What the task asks:
Where a line in the listing contains the string "React", copy that line out.

Dataset excerpt:
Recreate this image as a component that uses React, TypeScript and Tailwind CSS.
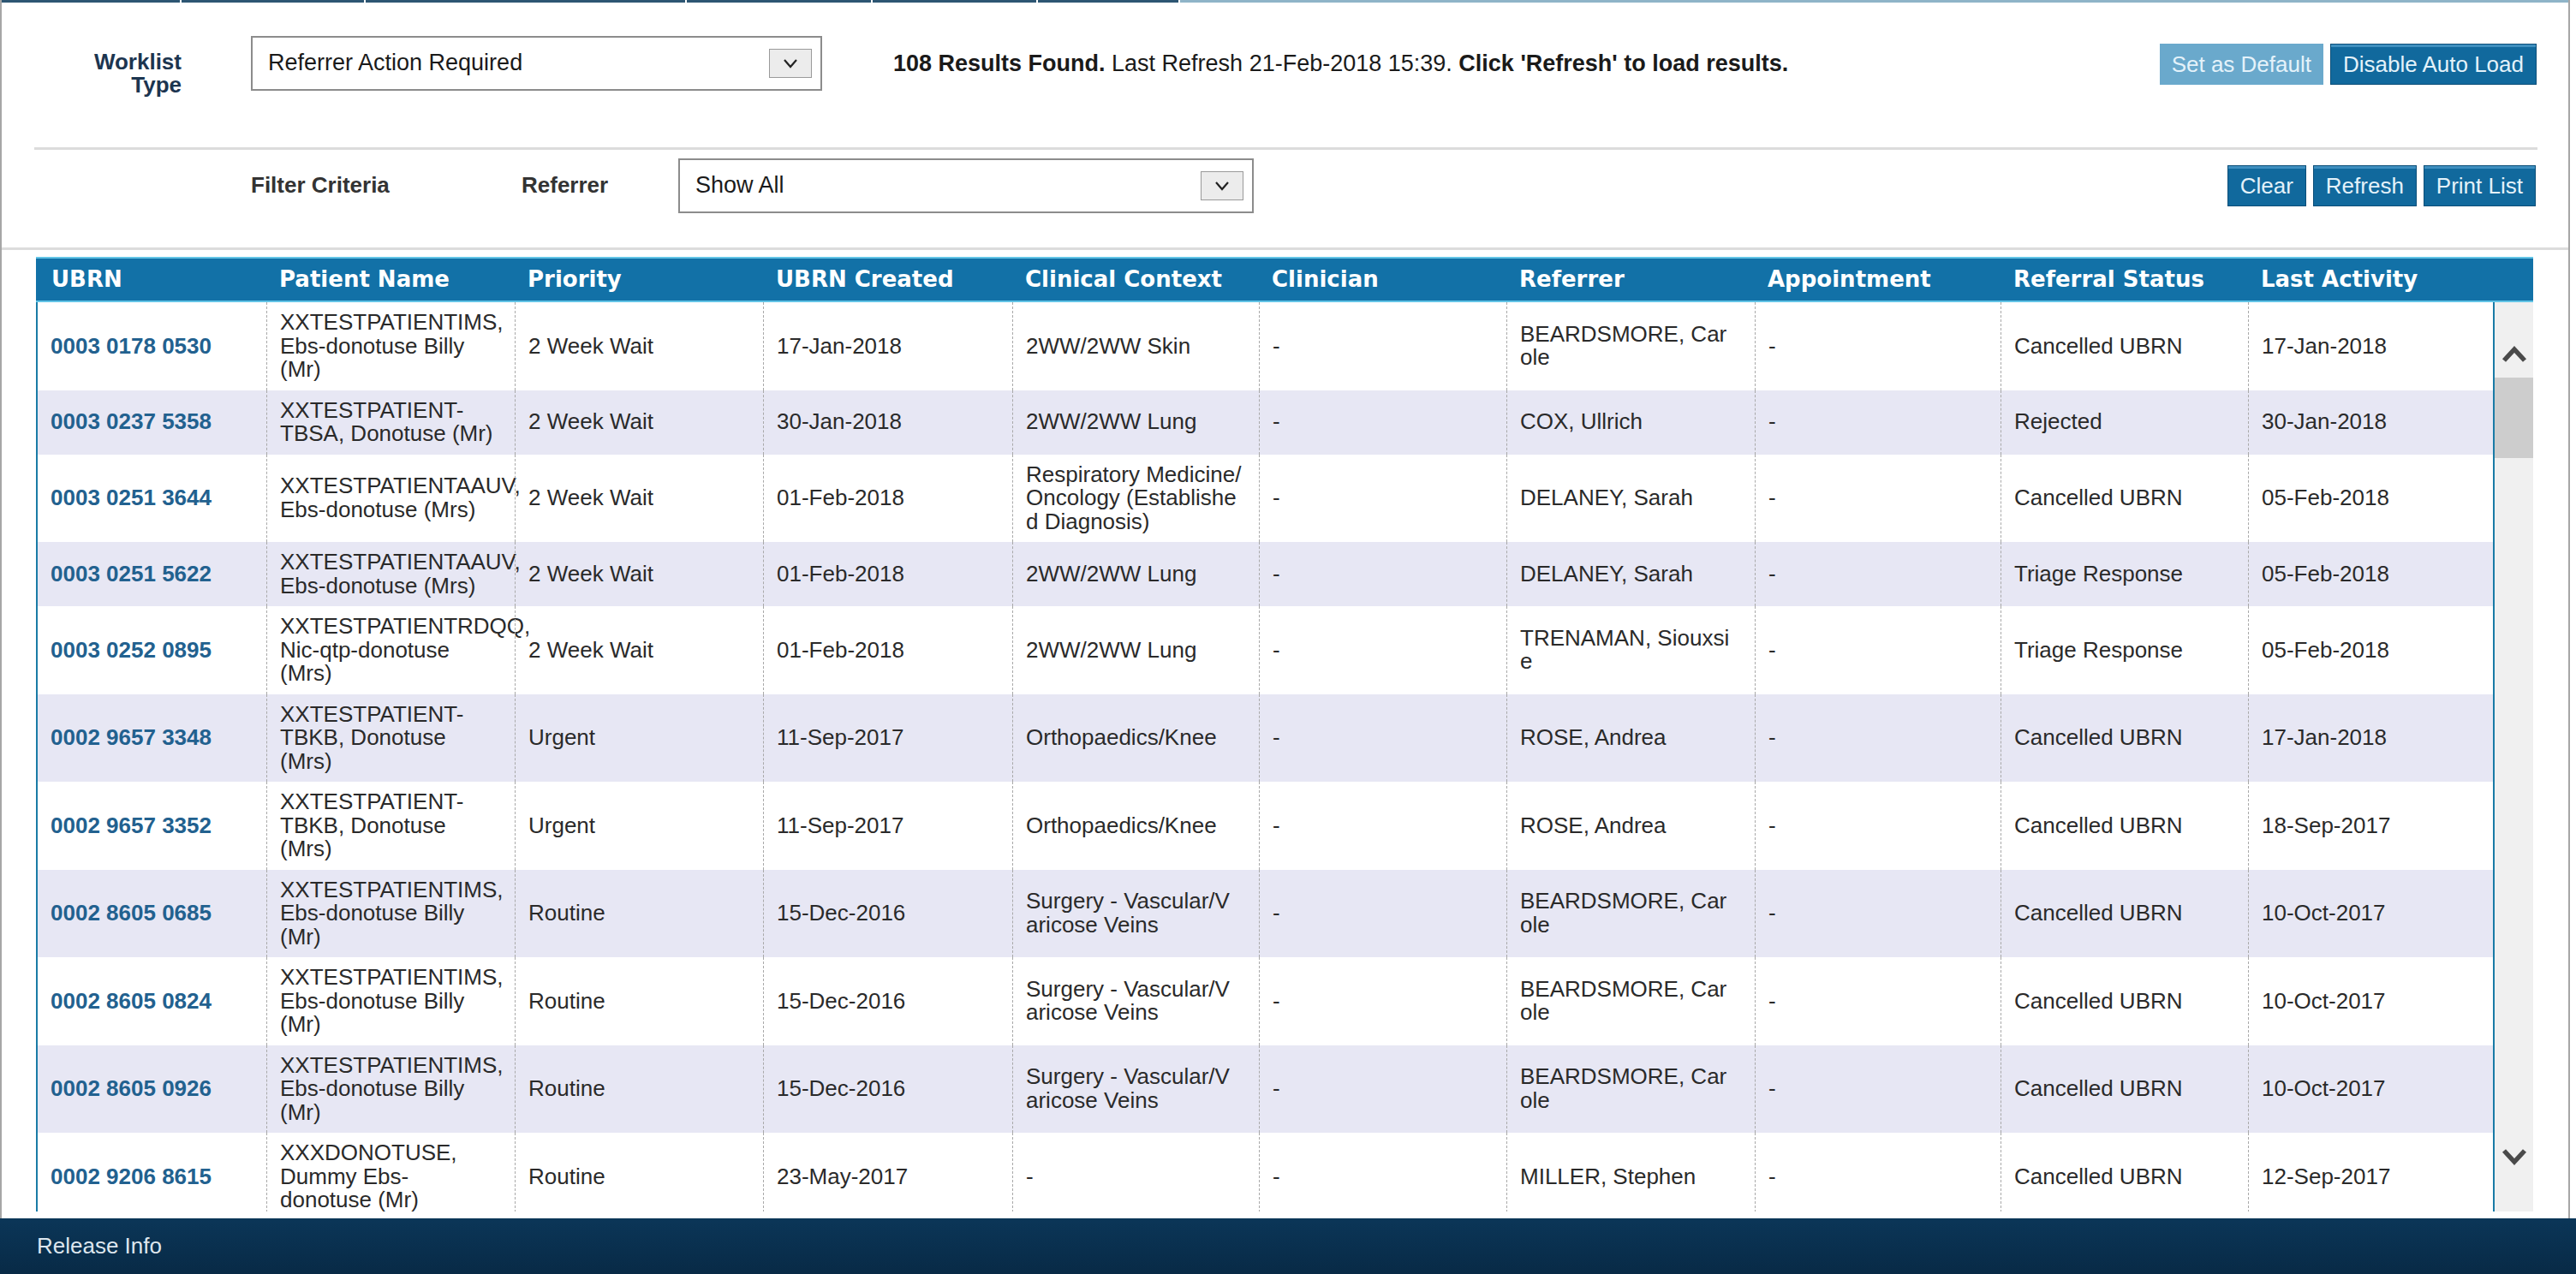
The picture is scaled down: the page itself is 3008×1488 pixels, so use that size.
import React from "react";

type Row = {
  ubrn: string;
  patient: string[];
  priority: string;
  created: string;
  context: string[];
  clinician: string;
  referrer: string[];
  appt: string;
  status: string;
  last: string;
};

const IMS = ["XXTESTPATIENTIMS,", "Ebs-donotuse Billy", "(Mr)"];
const TBKB = ["XXTESTPATIENT-", "TBKB, Donotuse", "(Mrs)"];
const AAUV = ["XXTESTPATIENTAAUV,", "Ebs-donotuse (Mrs)"];
const BEARD = ["BEARDSMORE, Car", "ole"];
const VASC = ["Surgery - Vascular/V", "aricose Veins"];

const rows: Row[] = [
  { ubrn: "0003 0178 0530", patient: IMS, priority: "2 Week Wait", created: "17-Jan-2018", context: ["2WW/2WW Skin"], clinician: "-", referrer: BEARD, appt: "-", status: "Cancelled UBRN", last: "17-Jan-2018" },
  { ubrn: "0003 0237 5358", patient: ["XXTESTPATIENT-", "TBSA, Donotuse (Mr)"], priority: "2 Week Wait", created: "30-Jan-2018", context: ["2WW/2WW Lung"], clinician: "-", referrer: ["COX, Ullrich"], appt: "-", status: "Rejected", last: "30-Jan-2018" },
  { ubrn: "0003 0251 3644", patient: AAUV, priority: "2 Week Wait", created: "01-Feb-2018", context: ["Respiratory Medicine/", "Oncology (Establishe", "d Diagnosis)"], clinician: "-", referrer: ["DELANEY, Sarah"], appt: "-", status: "Cancelled UBRN", last: "05-Feb-2018" },
  { ubrn: "0003 0251 5622", patient: AAUV, priority: "2 Week Wait", created: "01-Feb-2018", context: ["2WW/2WW Lung"], clinician: "-", referrer: ["DELANEY, Sarah"], appt: "-", status: "Triage Response", last: "05-Feb-2018" },
  { ubrn: "0003 0252 0895", patient: ["XXTESTPATIENTRDQQ,", "Nic-qtp-donotuse", "(Mrs)"], priority: "2 Week Wait", created: "01-Feb-2018", context: ["2WW/2WW Lung"], clinician: "-", referrer: ["TRENAMAN, Siouxsi", "e"], appt: "-", status: "Triage Response", last: "05-Feb-2018" },
  { ubrn: "0002 9657 3348", patient: TBKB, priority: "Urgent", created: "11-Sep-2017", context: ["Orthopaedics/Knee"], clinician: "-", referrer: ["ROSE, Andrea"], appt: "-", status: "Cancelled UBRN", last: "17-Jan-2018" },
  { ubrn: "0002 9657 3352", patient: TBKB, priority: "Urgent", created: "11-Sep-2017", context: ["Orthopaedics/Knee"], clinician: "-", referrer: ["ROSE, Andrea"], appt: "-", status: "Cancelled UBRN", last: "18-Sep-2017" },
  { ubrn: "0002 8605 0685", patient: IMS, priority: "Routine", created: "15-Dec-2016", context: VASC, clinician: "-", referrer: BEARD, appt: "-", status: "Cancelled UBRN", last: "10-Oct-2017" },
  { ubrn: "0002 8605 0824", patient: IMS, priority: "Routine", created: "15-Dec-2016", context: VASC, clinician: "-", referrer: BEARD, appt: "-", status: "Cancelled UBRN", last: "10-Oct-2017" },
  { ubrn: "0002 8605 0926", patient: IMS, priority: "Routine", created: "15-Dec-2016", context: VASC, clinician: "-", referrer: BEARD, appt: "-", status: "Cancelled UBRN", last: "10-Oct-2017" },
  { ubrn: "0002 9206 8615", patient: ["XXXDONOTUSE,", "Dummy Ebs-", "donotuse (Mr)"], priority: "Routine", created: "23-May-2017", context: ["-"], clinician: "-", referrer: ["MILLER, Stephen"], appt: "-", status: "Cancelled UBRN", last: "12-Sep-2017" },
];

const headers = [
  "UBRN",
  "Patient Name",
  "Priority",
  "UBRN Created",
  "Clinical Context",
  "Clinician",
  "Referrer",
  "Appointment",
  "Referral Status",
  "Last Activity",
];

function Chevron({ up }: { up?: boolean }) {
  return (
    <svg width="32" height="22" viewBox="0 0 32 22">
      <path
        d={up ? "M4 19 L16 6 L28 19" : "M4 3 L16 16 L28 3"}
        stroke="#4a4a4a"
        strokeWidth="5.5"
        fill="none"
      />
    </svg>
  );
}

function SelectBox({ value, width }: { value: string; width: string }) {
  return (
    <div
      className={`flex h-[64px] ${width} items-center justify-between border-2 border-[#8c8c8c] bg-white pl-[18px] pr-[10px]`}
    >
      <span className="text-[27px] text-[#1a1a1a]">{value}</span>
      <div className="flex h-[34px] w-[50px] items-center justify-center border border-[#9a9a9a] bg-[#ececec]">
        <svg width="20" height="14" viewBox="0 0 20 14">
          <path d="M3 3 L10 11 L17 3" stroke="#222" strokeWidth="2.2" fill="none" />
        </svg>
      </div>
    </div>
  );
}

function Btn({ label, light }: { label: string; light?: boolean }) {
  return (
    <button
      className={`h-[48px] px-[14px] text-[26px] leading-none text-[#e4f2fa] ${
        light
          ? "bg-[#6aa9cc]"
          : "border border-[#0b4e78] bg-[#11699d] shadow-[inset_0_3px_0_#3f8fbf]"
      }`}
    >
      {label}
    </button>
  );
}

function Lines({ lines }: { lines: string[] }) {
  return (
    <>
      {lines.map((l, i) => (
        <div key={i} className="whitespace-nowrap">
          {l}
        </div>
      ))}
    </>
  );
}

function Cell({ first, children }: { first?: boolean; children: React.ReactNode }) {
  return (
    <div
      className={`flex flex-col justify-center py-[10px] pl-[15px] pr-[4px] ${
        first ? "" : "border-l border-dashed border-[#a9a9a9]"
      }`}
    >
      {children}
    </div>
  );
}

export default function App() {
  return (
    <div className="flex h-[1488px] w-full flex-col overflow-hidden bg-white font-['Liberation_Sans',Arial,sans-serif] text-[26px] leading-[27.5px] text-[#2a2a2a]">
      {/* Main bordered area */}
      <div className="flex h-[1423px] w-[3001px] flex-col border-x-2 border-[#a6a6a6]">
        {/* tab remnants */}
        <div className="flex h-[3px] gap-[2px]">
          <div className="w-[208px] bg-[#2d5673]" />
          <div className="w-[213px] bg-[#2d5673]" />
          <div className="w-[373px] bg-[#2d5673]" />
          <div className="w-[215px] bg-[#2d5673]" />
          <div className="w-[191px] bg-[#2d5673]" />
          <div className="w-[164px] bg-[#2d5673]" />
          <div className="flex-1 bg-[#8fb4c8]" />
        </div>

        {/* Worklist row */}
        <div className="flex h-[169px] items-start">
          <div className="mt-[56px] w-[210px] text-right font-bold leading-[27px] text-[#1c3550]">
            <div>Worklist</div>
            <div>Type</div>
          </div>
          <div className="ml-[81px] mt-[39px]">
            <SelectBox value="Referrer Action Required" width="w-[667px]" />
          </div>
          <div className="ml-[83px] mt-[58px] whitespace-nowrap text-[27px] text-[#1a1a1a]">
            <span className="font-bold">108 Results Found.</span> Last Refresh 21-Feb-2018 15:39.{" "}
            <span className="font-bold">Click 'Refresh' to load results.</span>
          </div>
          <div className="ml-auto mr-[37px] mt-[48px] flex gap-[8px]">
            <Btn label="Set as Default" light />
            <Btn label="Disable Auto Load" />
          </div>
        </div>

        <div className="ml-[38px] mr-[36px] h-[3px] bg-[#dcdcdc]" />

        {/* Filter row */}
        <div className="h-[114px] pt-[10px]">
          <div className="flex h-[64px] items-center">
            <div className="ml-[291px] w-[316px] font-bold text-[#333]">Filter Criteria</div>
            <div className="w-[183px] font-bold text-[#333]">Referrer</div>
            <SelectBox value="Show All" width="w-[672px]" />
            <div className="ml-auto mr-[38px] flex gap-[8px]">
              <Btn label="Clear" />
              <Btn label="Refresh" />
              <Btn label="Print List" />
            </div>
          </div>
        </div>

        <div className="h-[3px] bg-[#dcdcdc]" />

        {/* Worklist table */}
        <div className="ml-[40px] mt-[8px] w-[2916px]">
          <div className="grid h-[53px] grid-cols-[269px_290px_290px_291px_288px_289px_290px_287px_289px_333px] border-y-2 border-[#62c4e6] bg-[#1271a7] font-['DejaVu_Sans',Verdana,sans-serif] font-bold text-white">
            {headers.map((h, i) => (
              <div
                key={h}
                className={`flex items-center whitespace-nowrap ${i === 0 ? "pl-[18px]" : "pl-[15px]"}`}
              >
                {h}
              </div>
            ))}
          </div>

          <div className="flex h-[1062px]">
            <div className="flex-1 overflow-hidden border-x-2 border-[#1a7ba6]">
              {rows.map((r, i) => (
                <div
                  key={r.ubrn}
                  className={`grid grid-cols-[267px_290px_290px_291px_288px_289px_290px_287px_289px_286px] ${
                    i % 2 === 1 ? "bg-[#e7e7f4]" : "bg-white"
                  }`}
                >
                  <Cell first>
                    <div className="whitespace-nowrap font-bold text-[#22618f]">{r.ubrn}</div>
                  </Cell>
                  <Cell>
                    <Lines lines={r.patient} />
                  </Cell>
                  <Cell>
                    <div className="relative whitespace-nowrap">{r.priority}</div>
                  </Cell>
                  <Cell>
                    <div className="whitespace-nowrap">{r.created}</div>
                  </Cell>
                  <Cell>
                    <Lines lines={r.context} />
                  </Cell>
                  <Cell>
                    <div>{r.clinician}</div>
                  </Cell>
                  <Cell>
                    <Lines lines={r.referrer} />
                  </Cell>
                  <Cell>
                    <div>{r.appt}</div>
                  </Cell>
                  <Cell>
                    <div className="whitespace-nowrap">{r.status}</div>
                  </Cell>
                  <Cell>
                    <div className="whitespace-nowrap">{r.last}</div>
                  </Cell>
                </div>
              ))}
            </div>

            {/* scrollbar */}
            <div className="flex w-[45px] flex-col bg-[#f0f0f0]">
              <div className="flex h-[88px] items-end justify-center pb-[17px]">
                <Chevron up />
              </div>
              <div className="h-[94px] bg-[#cdcdcd]" />
              <div className="flex-1" />
              <div className="flex h-[120px] items-start justify-center pt-[46px]">
                <Chevron />
              </div>
            </div>
          </div>
        </div>
      </div>

      {/* Footer */}
      <div className="flex h-[65px] items-center bg-gradient-to-b from-[#0b3658] to-[#082a46] pl-[43px] text-[#dde6ee]">
        Release Info
      </div>
    </div>
  );
}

Answer to this problem:
Recreate this image as a component that uses React, TypeScript and Tailwind CSS.
import React from "react";
function Cell({ first, children }: { first?: boolean; children: React.ReactNode }) {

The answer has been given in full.